26/01/10 (B535) Nouvels Obs avec AFP : L’Etat est condamné dans l’affaire Borrel

Le Conseil d’Etat a annulé une décision du ministre de la Justice refusant la protection statutaire à la veuve du juge Borrel pour « pression sur la justice ».

Selon une source judiciaire, le Conseil d’Etat a annulé une décision du ministre de la Justice refusant la protection statutaire à la veuve du juge Borrel, mort à Djibouti en 1995, pour « pression sur la justice », a-t-on appris mardi 26 janvier.

L’instruction vise l’ex-monsieur Afrique de l’Elysée, Michel de Bonnecorse. Le 28 décembre dernier, le Conseil a estimé que l’Etat, à travers la Garde des Sceaux Rachida Dati, avait une « obligation de protection ».

« Je présume, moi, qu’il s’est suicidé »

Ainsi l’Etat devait prendre à sa charge les frais de justice d’Elizabeth Borrel, dans la plainte qui l’oppose à Michel de Bonnecorse, ancien patron de la cellule Afrique de l’Elysée sous la présidence de Jacques Chirac. Le Conseil d’Etat accorde par ailleurs 3.000 euros à Elizabeth Borrel.

Cette dernière avait déposé plainte et obtenu, contre l’avis du parquet, l’ouverture d’une information judiciaire au sujet des déclarations de Michel de Bonnecorse. Il avait expliqué dans une interview à Jeune Afrique en 2007 que « contrairement à ceux qui préjugent de l’assassinat de Bernard Borrel sur ordre des autorités Djiboutiennes, je présume, moi, qu’il s’est suicidé ».

Au début de l’enquête sur la mort du juge Borrel, la thèse du suicide avait été privilégiée avant que de nouvelles expertises prouvent qu’il s’agissait d’un meurtre. Le procureur de la République de Paris avait officiellement retenu le 19 juin 2007 l’origine criminelle.
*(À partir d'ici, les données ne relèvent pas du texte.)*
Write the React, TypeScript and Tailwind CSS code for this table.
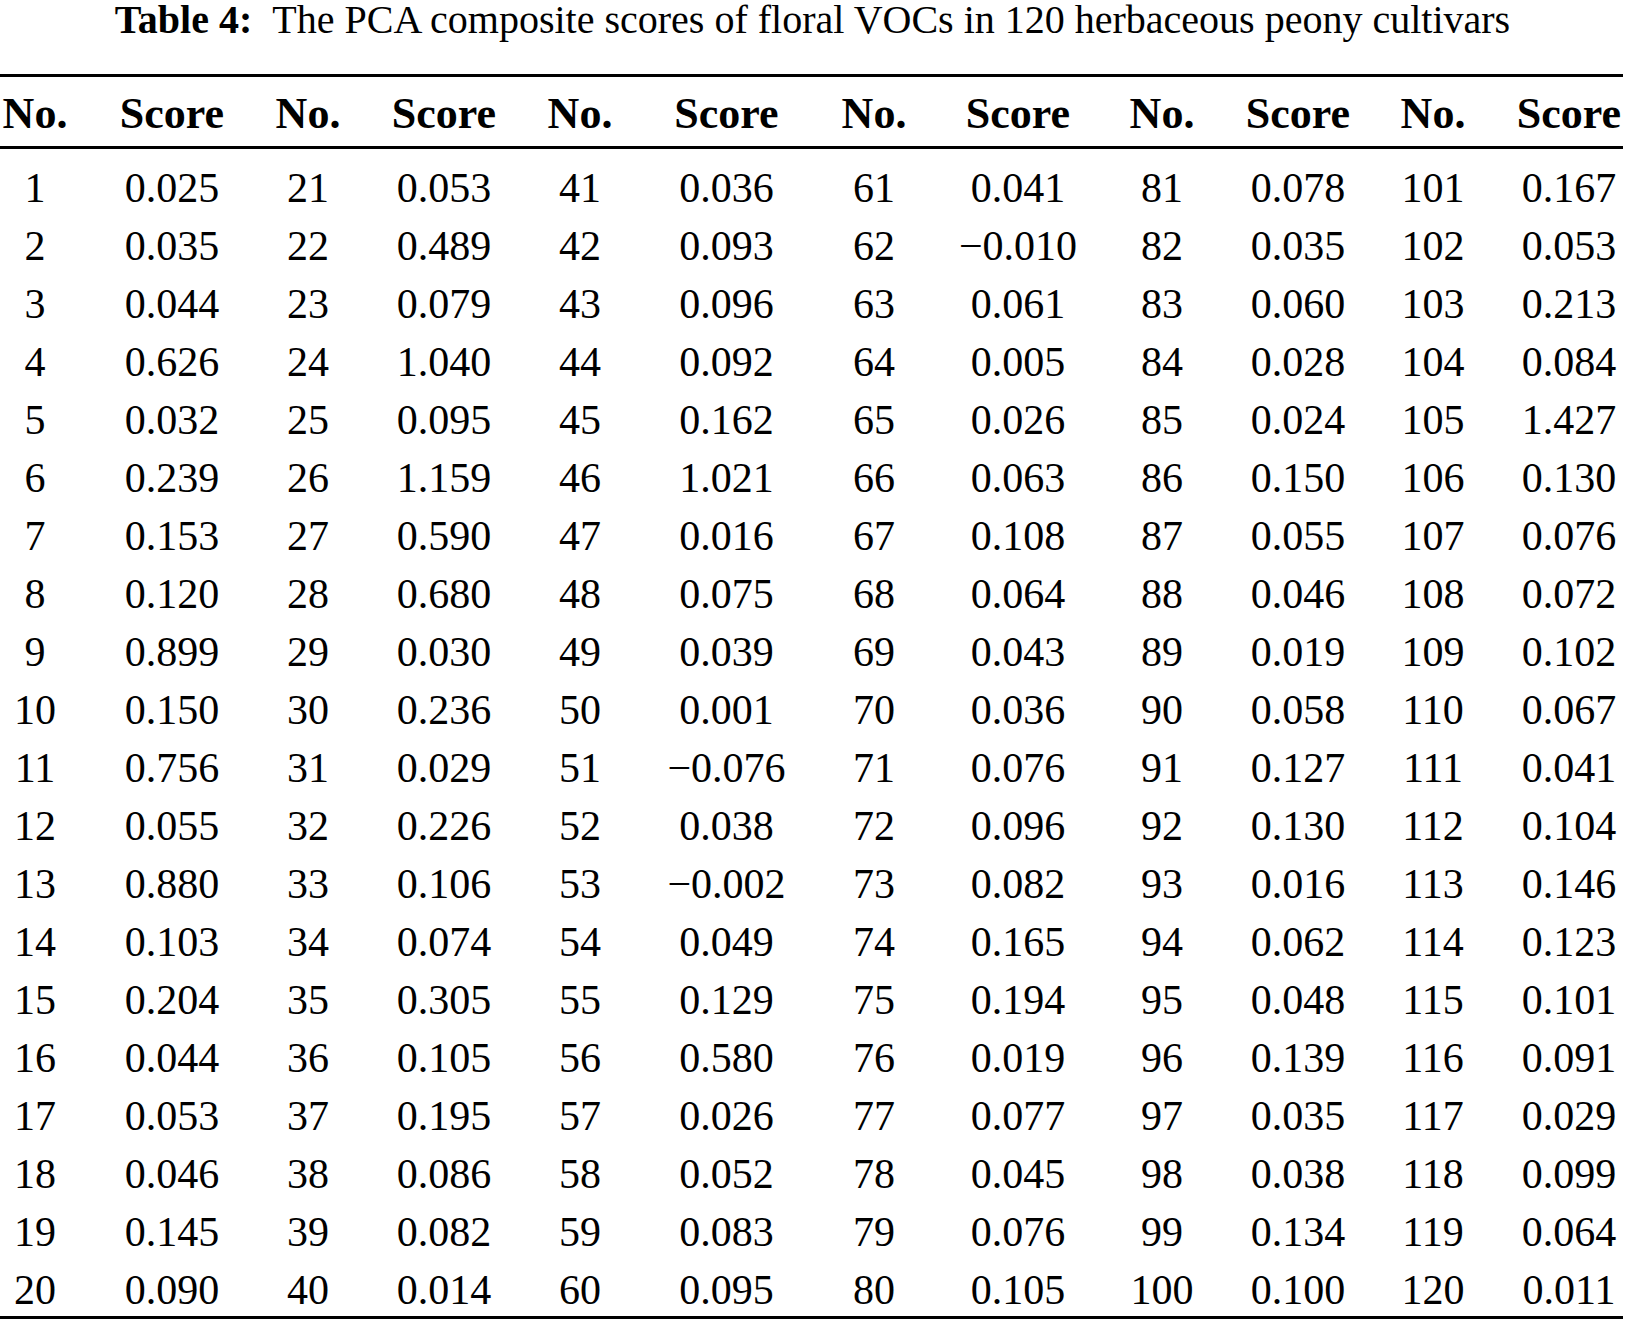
const scores: string[] = [
  '0.025', '0.035', '0.044', '0.626', '0.032', '0.239', '0.153', '0.120', '0.899', '0.150',
  '0.756', '0.055', '0.880', '0.103', '0.204', '0.044', '0.053', '0.046', '0.145', '0.090',
  '0.053', '0.489', '0.079', '1.040', '0.095', '1.159', '0.590', '0.680', '0.030', '0.236',
  '0.029', '0.226', '0.106', '0.074', '0.305', '0.105', '0.195', '0.086', '0.082', '0.014',
  '0.036', '0.093', '0.096', '0.092', '0.162', '1.021', '0.016', '0.075', '0.039', '0.001',
  '−0.076', '0.038', '−0.002', '0.049', '0.129', '0.580', '0.026', '0.052', '0.083', '0.095',
  '0.041', '−0.010', '0.061', '0.005', '0.026', '0.063', '0.108', '0.064', '0.043', '0.036',
  '0.076', '0.096', '0.082', '0.165', '0.194', '0.019', '0.077', '0.045', '0.076', '0.105',
  '0.078', '0.035', '0.060', '0.028', '0.024', '0.150', '0.055', '0.046', '0.019', '0.058',
  '0.127', '0.130', '0.016', '0.062', '0.048', '0.139', '0.035', '0.038', '0.134', '0.100',
  '0.167', '0.053', '0.213', '0.084', '1.427', '0.130', '0.076', '0.072', '0.102', '0.067',
  '0.041', '0.104', '0.146', '0.123', '0.101', '0.091', '0.029', '0.099', '0.064', '0.011',
];

const gridCols =
  'grid grid-cols-[70px_204px_68px_204px_68px_225px_70px_218px_70px_202px_68px_156px]';

const App = () => {
  const rows = Array.from({ length: 20 }, (_, r) => r);
  const groups = Array.from({ length: 6 }, (_, g) => g);

  return (
    <div className="min-h-screen bg-white text-black font-['Liberation_Serif','Times_New_Roman',serif]">
      {/* Caption */}
      <div className="text-center text-[40px] leading-[40px]">
        <span className="font-bold">Table 4:</span>
        <span className="ml-[20px]">The PCA composite scores of floral VOCs in 120 herbaceous peony cultivars</span>
      </div>

      {/* Table */}
      <div className="mt-[34px] w-[1623px] border-t-[3px] border-b-[3px] border-black">
        <div className={`${gridCols} border-b-[3px] border-black pt-[13px] pb-[8px] text-[44px] leading-[48px] font-bold`}>
          {groups.map((g) => (
            <div key={g} className="contents">
              <div className="text-center">No.</div>
              <div className={`text-center ${g === 5 ? 'pl-[48px]' : ''}`}>Score</div>
            </div>
          ))}
        </div>

        <div className="pt-[7px] text-[42px] leading-[52px]">
          {rows.map((r) => (
            <div key={r} className={`${gridCols} pt-[6px]`}>
              {groups.map((g) => {
                const n = g * 20 + r + 1;
                return (
                  <div key={g} className="contents">
                    <div className="text-center">{n}</div>
                    <div className={`text-center ${g === 5 ? 'pl-[48px]' : ''}`}>{scores[n - 1]}</div>
                  </div>
                );
              })}
            </div>
          ))}
        </div>
      </div>
    </div>
  );
};

export default App;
« Liberté de ton » du Conseil d’Etat

Dans ses conclusions devant le Conseil d’Etat, le rapporteur public a estimé qu’il est « manifeste » que Michel de Bonnecorse avait conscience d’exercer une pression par ses déclarations, et que « sa position donn(ait) un poids important à ses propos, et aurait dû l’inciter à porter particulière attention à l’obligation de mesure et de discrétion qui s’impose à tous les serviteurs de l’Etat, y compris les plus éminents ».

L’avocat d’Elisabeth Borrel, Me Olivier Morice, « le procureur de la République de Paris devrait s’inspirer de la liberté de ton et de l’indépendance du rapporteur public du Conseil d’Etat qui n’a pas craint de fustiger les pressions politiques du chef de la cellule africaine de l’Elysée dans l’affaire Borrel. »

Le rapporteur public constate également que « les progrès de l’instruction (sur la mort du juge Borrel, ndlr) sont tributaires de la coopération entre les autorités judiciaires française et djiboutienne, et plus généralement de la volonté et de la capacité de certains témoins à apporter leur concours à l’enquête.

Tentative de perquisition à l’Elysée

« Dans le contexte des informations judiciaires en cours, les déclarations de M. de Bonnecorse, réitérant avec force, depuis la présidence de la République, une version des faits qui est véhiculée depuis l’origine sans fondement sérieux, présentent le risque d’entraver cette coopération, et on ne peut exclure qu’elle soit interprétée comme un encouragement par ceux qui seraient tentés d’y faire obstacle ou de s’y dérober », juge-t-il.

Quelques jours après les déclarations de l’ancien patron de la cellule Afrique de l’Elysée, deux juges chargées d’une autre information judiciaire pour pression sur la justice en marge de l’affaire Borrel avaient tenté sans succès de perquisitionner à l’Elysée. En juillet 2007, elles avaient perquisitionné les domiciles parisien et provençal de Michel de Bonnecorse.